The task is simple, take two inputs:

  1. An ordered list input of 10 [ten] unique 'numerals' (any printable ASCII character) and interpret them, in order, as the values 0, 1, 2, 3,...,9

    +There are exceptions to what can be a numeral here. Arithmetic operators (+, -, *, /), Parentheses, and spaces cannot be used as one of the numerals.

  2. An arithmetic problem using only those 'numerals'

And output the equivalent integer result in the given form.

Here's an example:

INPUT

abcdefghij

bcd + efg + hij
OUTPUT

bdgi

In the example, the input list (you may choose which form the list comes in) of 'abcdefghij' corresponds to '0123456789' just as 'hjkloiwdfp' would also correspond 1 to 1 with '0123456789' where instead of 'a' associating with zero, 'h' does.

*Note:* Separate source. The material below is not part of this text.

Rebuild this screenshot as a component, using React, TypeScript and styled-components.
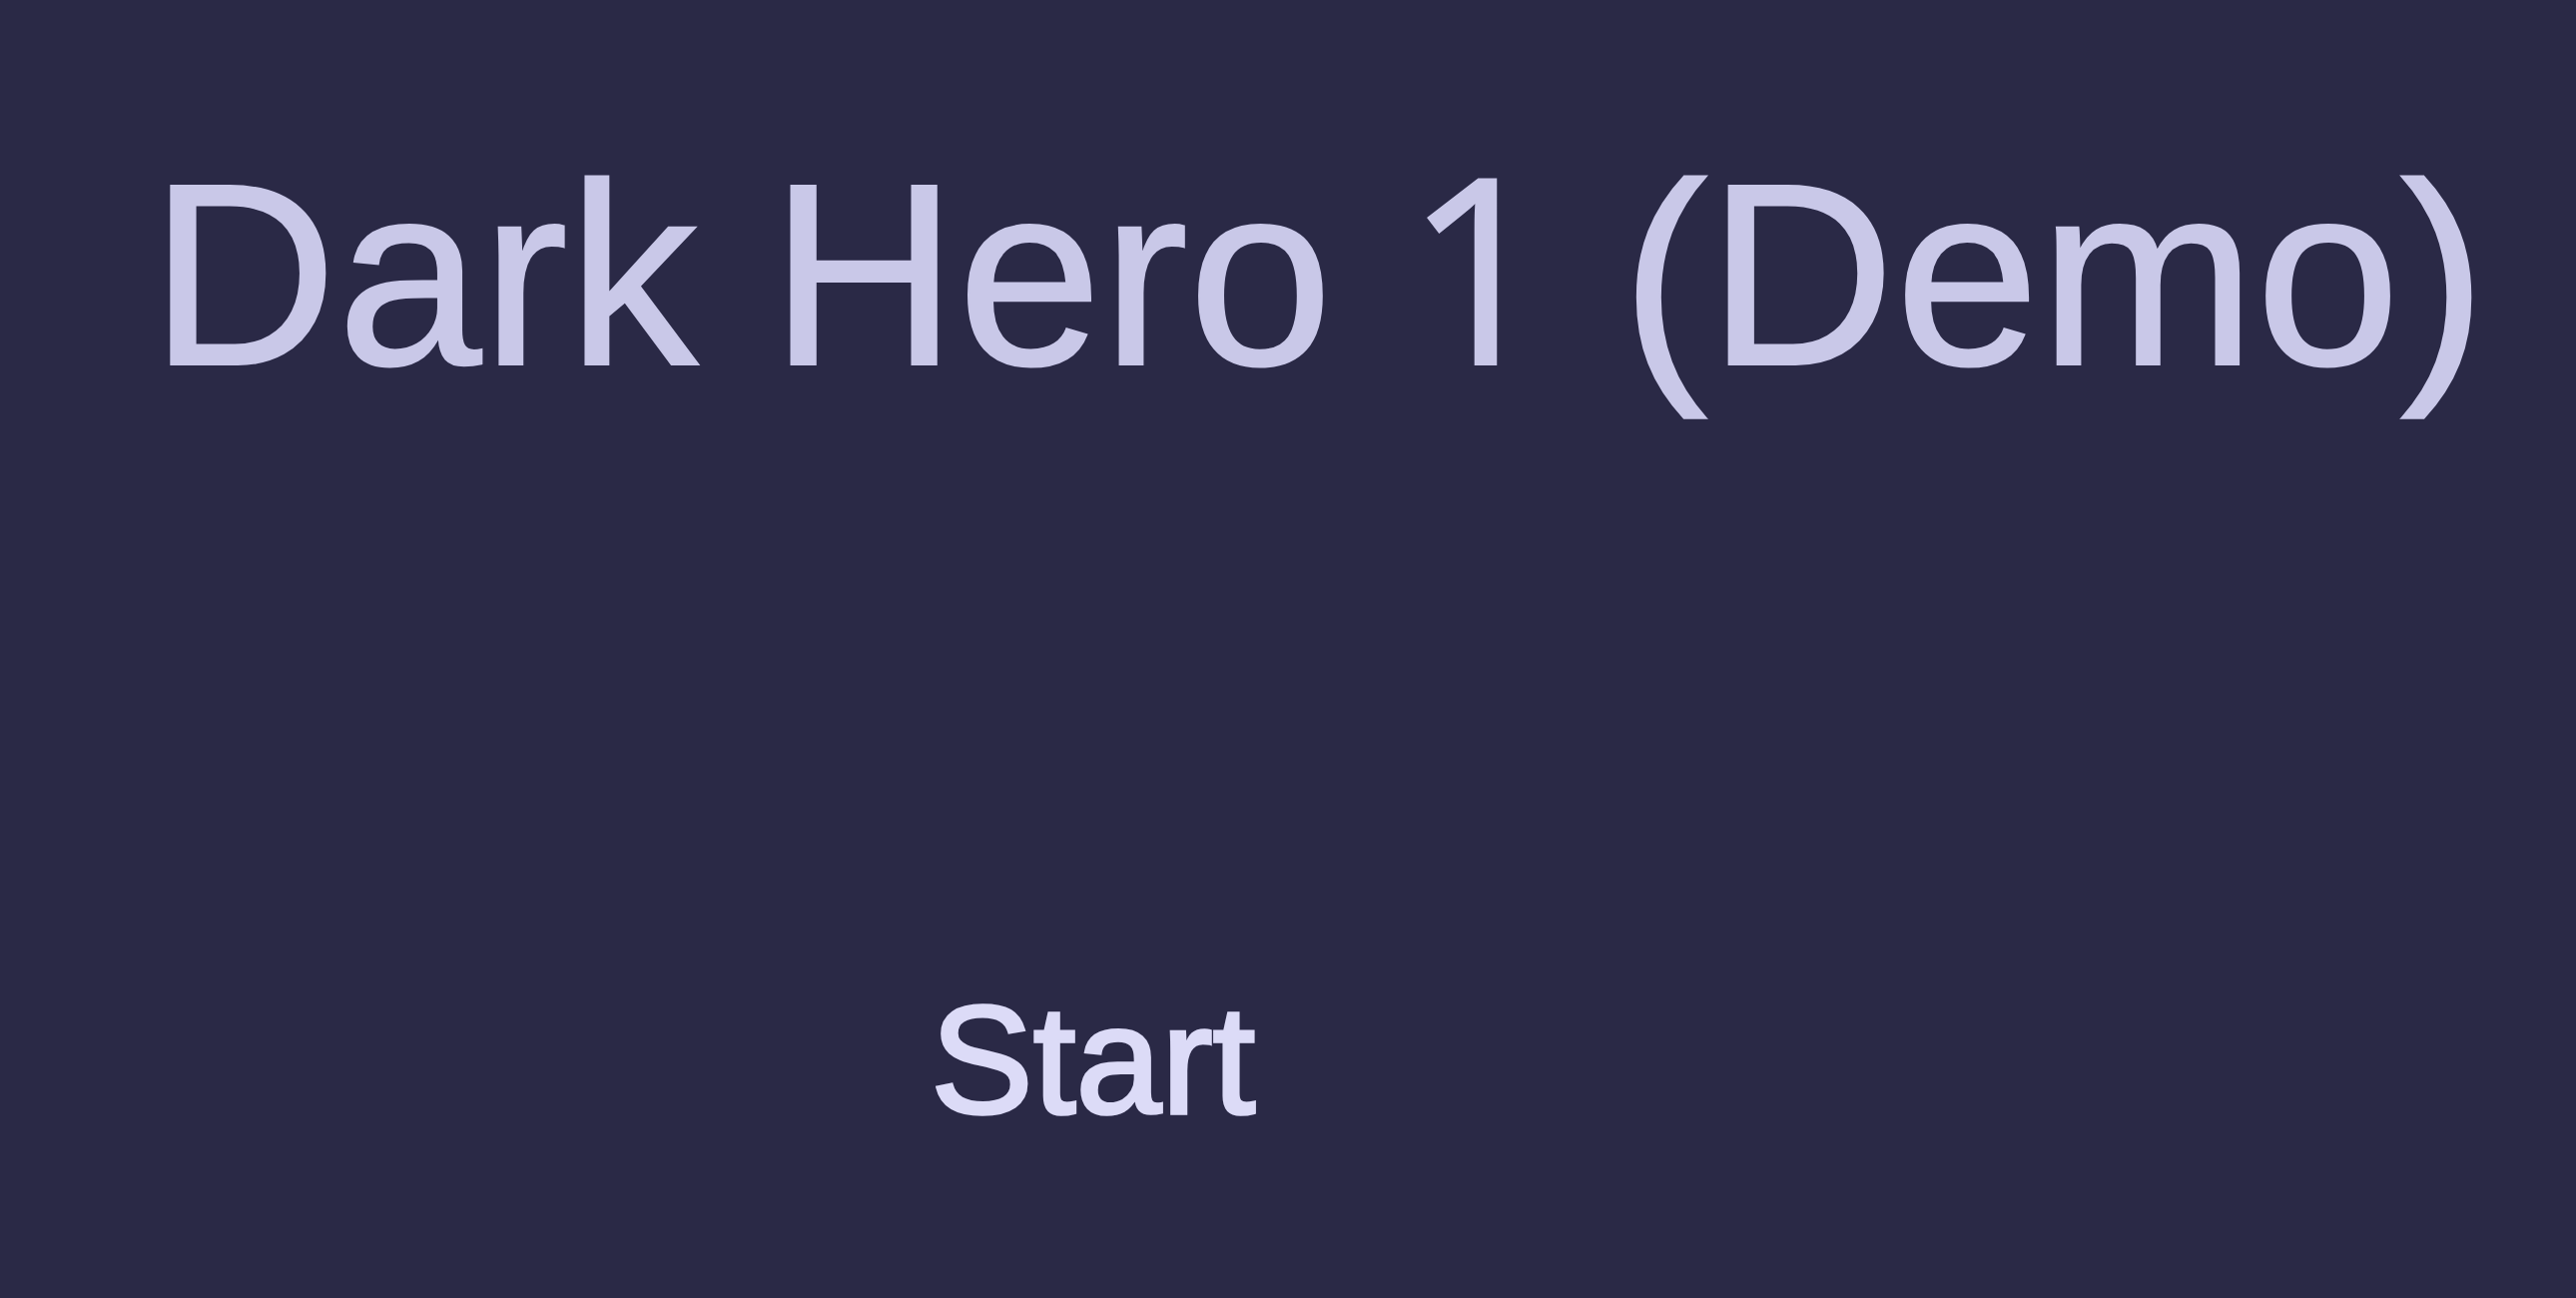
import React from "react";
import styled, { createGlobalStyle } from "styled-components";

const GlobalStyle = createGlobalStyle`
  html, body {
    margin: 0;
    padding: 0;
    background: #2a2946;
  }
  body {
    font-family: "Liberation Sans", Arial, sans-serif;
  }
`;

const Hero = styled.main`
  display: flex;
  flex-direction: column;
  align-items: flex-start;
  width: 100vw;
  height: 100vh;
  box-sizing: border-box;
  padding: 145px 0 0 150px;
  background: #2a2946;
`;

const Title = styled.h1`
  margin: 0;
  font-size: 260px;
  font-weight: 400;
  line-height: 1;
  color: #c9c8e8;
  white-space: nowrap;
  -webkit-text-stroke: 2px #c9c8e8;
`;

// footless "1" like the Helvetica digit in the reference
const Digit = styled.span`
  font-family: "Open Sans", "Liberation Sans", sans-serif;
  line-height: 0;
  letter-spacing: -0.016em;
`;

const StartButton = styled.button`
  margin: 580px 0 0 782px;
  padding: 0;
  border: none;
  background: none;
  font-family: inherit;
  font-size: 154px;
  line-height: 1;
  color: #dcdbf7;
  -webkit-text-stroke: 3.5px #dcdbf7;
  cursor: pointer;
`;

export default function App() {
  return (
    <>
      <GlobalStyle />
      <Hero>
        <Title>
          Dark Hero <Digit>1</Digit> (Demo)
        </Title>
        <StartButton>Start</StartButton>
      </Hero>
    </>
  );
}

The arithmetic following 'translates' to 123 + 456 + 789, which equals 1368. This must then be outputted in the form we gave it, so b (which represents 1) d (for 2) g (for 6) and i (for 8).

TEST CASES

abcdefghij
abc + def - ghij

-gedc
qwertyuiop
qwerty / uiop

e
%y83l;[=9|
(83l * 9) + 8%

y9|8

MORE RULES

  • Standard Loopholes are forbidden!
  • This is code golf, so shortest answers in bytes wins.
  • Must be a full program or function taking the inputs and outputs in whatever format works best for you. (Just cannot add additioal information in the inputs, just 'numerals' and the expression.
  • Use any language you'd like (as long as it complies with other rules)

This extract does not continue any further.